24 мая 1948 года Филипп Гопп, перебравшийся к этому времени из Томска в Ростов Великий, написал Никулину:

«Дорогой Лев Веньяминович!

Будучи в Москве год назад, я очень сожалел, что не удалось Вас повидать. Главной причиной было крайне тяжелое состояние моего здоровья. В Томске я еще был герой, а теперь совсем разбит параличом, не встаю с постели.

Летом прошлого года Вы вместе с Ильинским приезжали в Ростов, но я не хотел Вас тревожить никакими просьбами, как не тревожил Вас ими, когда Вы приезжали в Томск.

Несмотря на мое ужасающее положение, я продолжаю упорно работать. В прошлом году написал роман „Голубой город“, в этом году — цикл стихов, но до сих пор не могу добиться ответа по поводу этих вещей.

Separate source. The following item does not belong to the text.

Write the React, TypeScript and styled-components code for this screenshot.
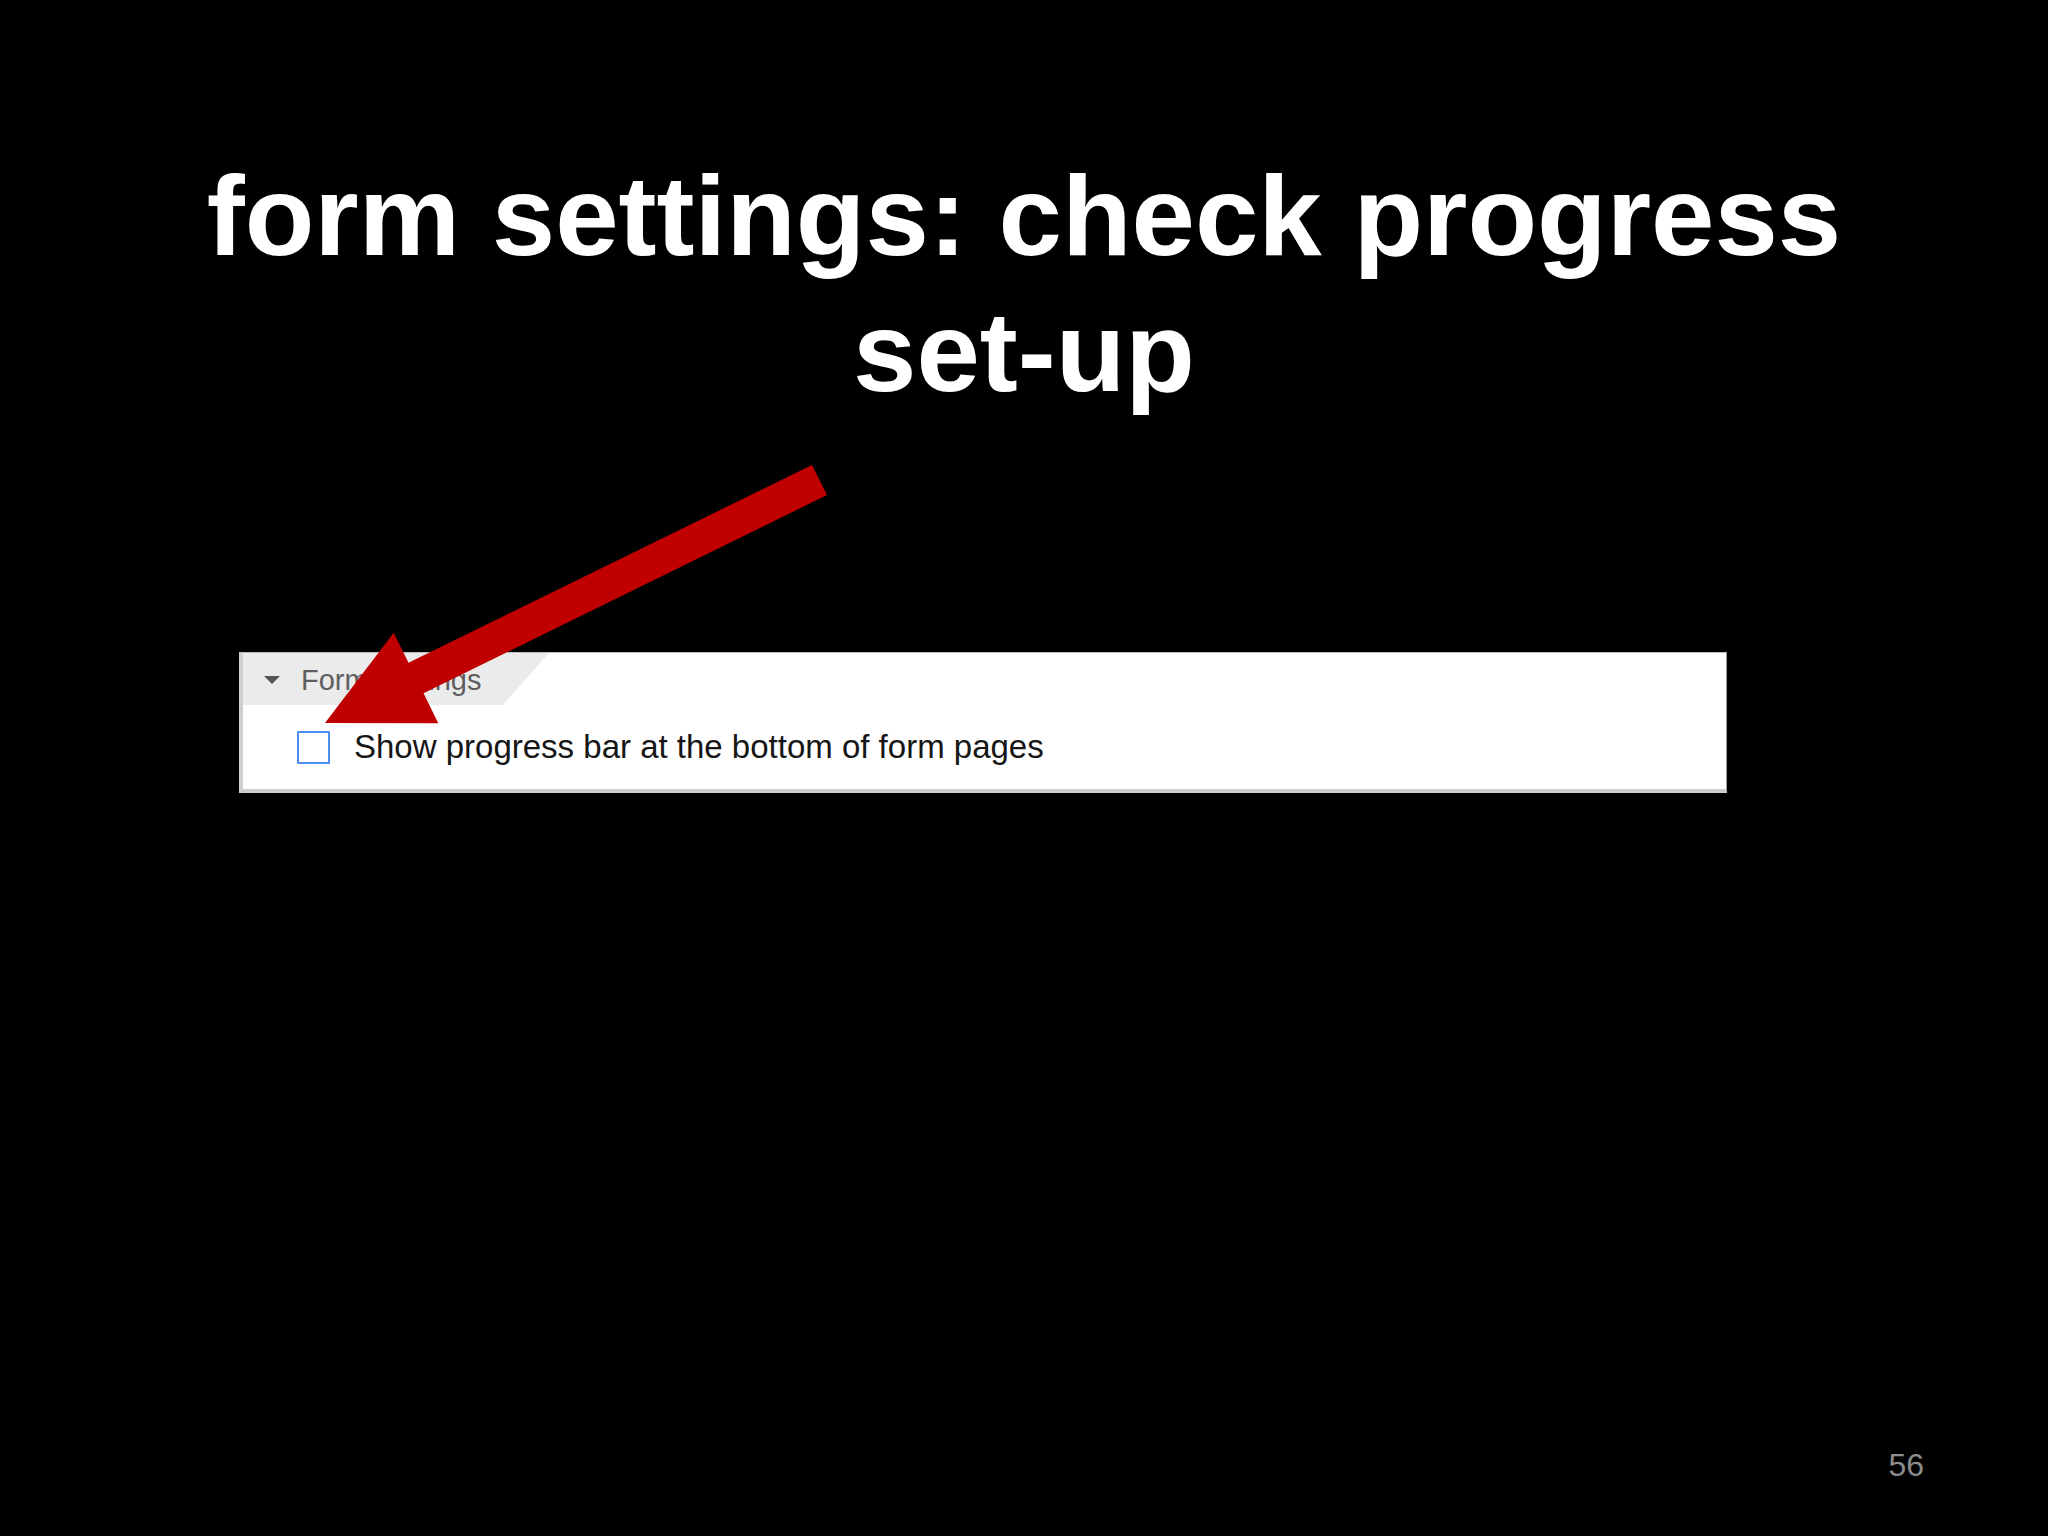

Мой адрес: Ростов-Ярославль, Красная ул. 41»[409].

Судя по всему, Никулин принимал участие в судьбе парализованного лагерника и хлопотал о его публикациях. Но главными ангелами-хранителями Филиппа Гоппа были, несомненно, Константин Ваншенкин и его жена — Инна Гофф, племянница Филиппа Ильича.

5

Снова поселившись в Москве, Филипп Гопп изредка, но публиковался (в частности, в «Советском цирке»[410] или в «Звезде»[411]). В 1978 году, незадолго до его смерти, Ваншенкин и Гофф познакомили с ним и меня.

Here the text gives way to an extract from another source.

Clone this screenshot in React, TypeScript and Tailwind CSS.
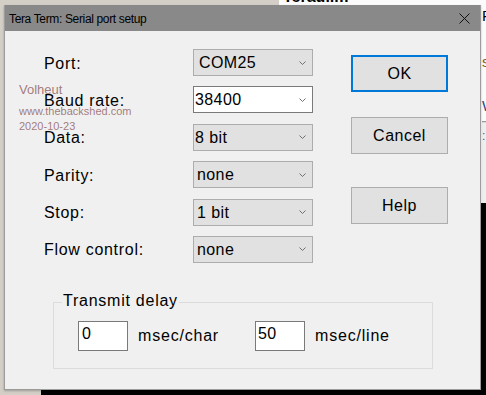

«Здравствуй, племя молодое, незнакомое…» — с пафосом и в ритме своих содроганий произносил Филипп Ильич, после чего начинался сеанс не моих, а его вопросов. Вопросы же были двух сортов: абстрактные («Что думаете вы, молодежь, о…?») и бестактные, отвечать на которые хотелось еще меньше.

На мои вопросы он отвечал неохотно и как-то разочаровывающе. Объем сообщаемого не выходил за рамки «Люди. Годы. Жизнь» Эренбурга и «Воспоминаний» Надежды Яковлевны — с той лишь разницей, что Мандельштам умер у него на руках и что, умирая, произнес в его, Гоппа, адрес что-то очень и очень напутственное.

Ни на какие подробности фантазии или решимости у Филиппа Ильича уже не хватало.